His first taste of communal living began in 1951, when Sol went to live on Habonim's training farm in Springvale, Melbourne. The idea was that Sol and his contemporaries would learn what it was to live and work on a 'Kibbutz', before emigrating to Israel and doing it for real. Sol remembered communal life as being very primitive, and described the unlined fibro huts as follows: "[without even] electric light to give the illusion of warmth. There's nothing that casts a cold spell over... dreams of sun-scorched Israel more than dressing in pitch-dark in freezing cold - literally freezing, for the rain-puddles froze over solid - to learn Hebrew...[Those two years] enhanced my maturity and expanded my horizons...I found that I could live in close quarters with others whom I didn't necessarily like."

 

Leadership by example is a concept that Sol imbibed from growing up in the youth movement.
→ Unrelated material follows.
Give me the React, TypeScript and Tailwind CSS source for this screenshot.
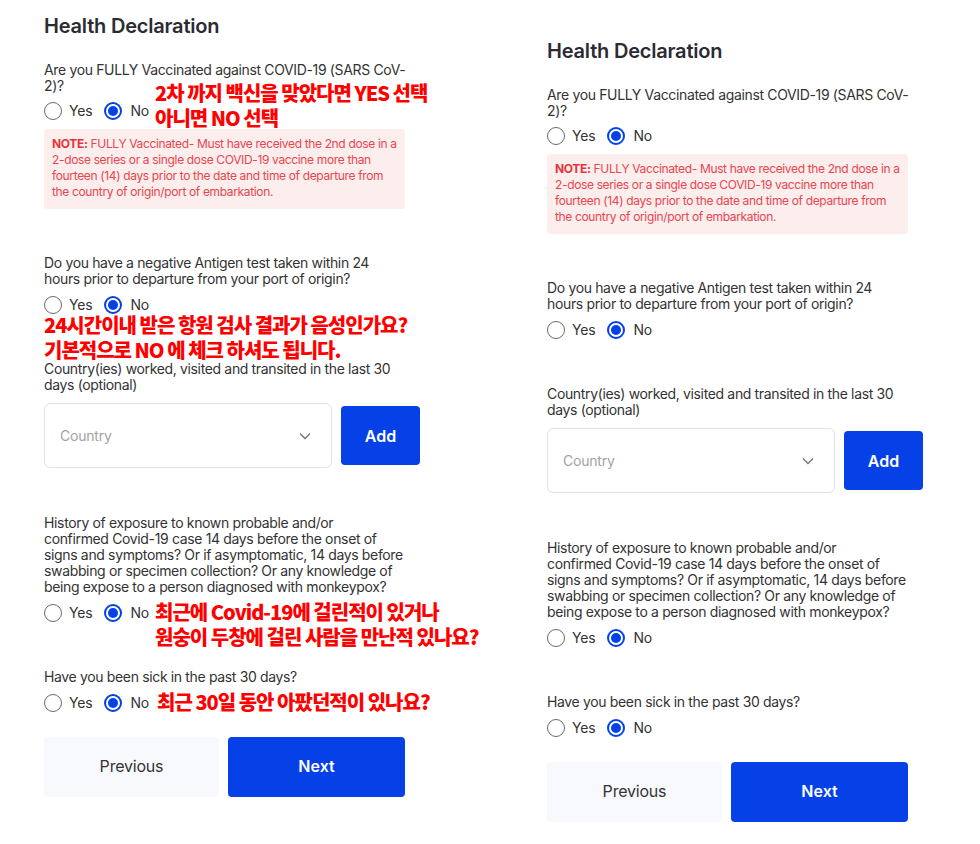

He duly fulfilled the highest goal of Habonim by arriving in Israel in 1954, and joining Kibbutz Tzora. There he spent most of his career as a high-school Chemistry teacher, with a hiatus from 1962 - 1964, when he left the kibbutz to become an emissary of both the Kibbutz, and Israel itself to a whole new generation of Habonim Youth in New Zealand. It is no surprise to find many of the people that Sol worked with during those years in New Zealand following his example, and can today still be found on Kibbutzim in Israel.

In recent years, as Kibbutz Tzora has undergone many changes, Sol recognized both the need for change in today's modern reality, whilst always retaining his strong belief in communal living and shared responsibility. In January of this year he wrote thus: "The problem is that no one wants to put more money into the public purse - by means of a progressive 'income tax' - and this means inevitably that there is pressure to reduce communal services even further. The fact that almost everything is judged by its cost means that there is pressure to shut down 'unprofitable' activities".

Similarly, even though Sol described himself as not being political, in this sphere too he saw the complexity of issues and never expressed a dogmatic one-sided opinion. He could recognize Israel's imperfections but it always pained him to read over-the-top criticisms, or even being blanked by communities outside of Israel. In setting the record straight on his beloved Israel, he always called for fairness and even-handedness in any criticism, whilst stressing Israel's legitimate concerns and it's right to live in peace and security.

When most pensioners would be taking their foot off the gas, Sol was looking for a new challenge and in 2000 he became the secretary of the International Communes Desk. His belief in communality and his many years as an educator, combined with his dedication, enabled Sol to bring the communal scene in Israel to the world and the world communal scene to Israel. He courteously ran our meetings with patience and humour and worked tirelessly behind the scenes: corresponding with communities around the world, hosting visitors that came to Israel to learn about Kibbutz, editing the content of the website, attending conferences all over Israel to promote the Desk, fundraising, proof-reading this publication, etc etc.

Sol is survived by his wife Rene, 3 children, 8 grandchildren and the many, many people, all over the world, who have learnt from Sol, been inspired by Sol - a true leader by example.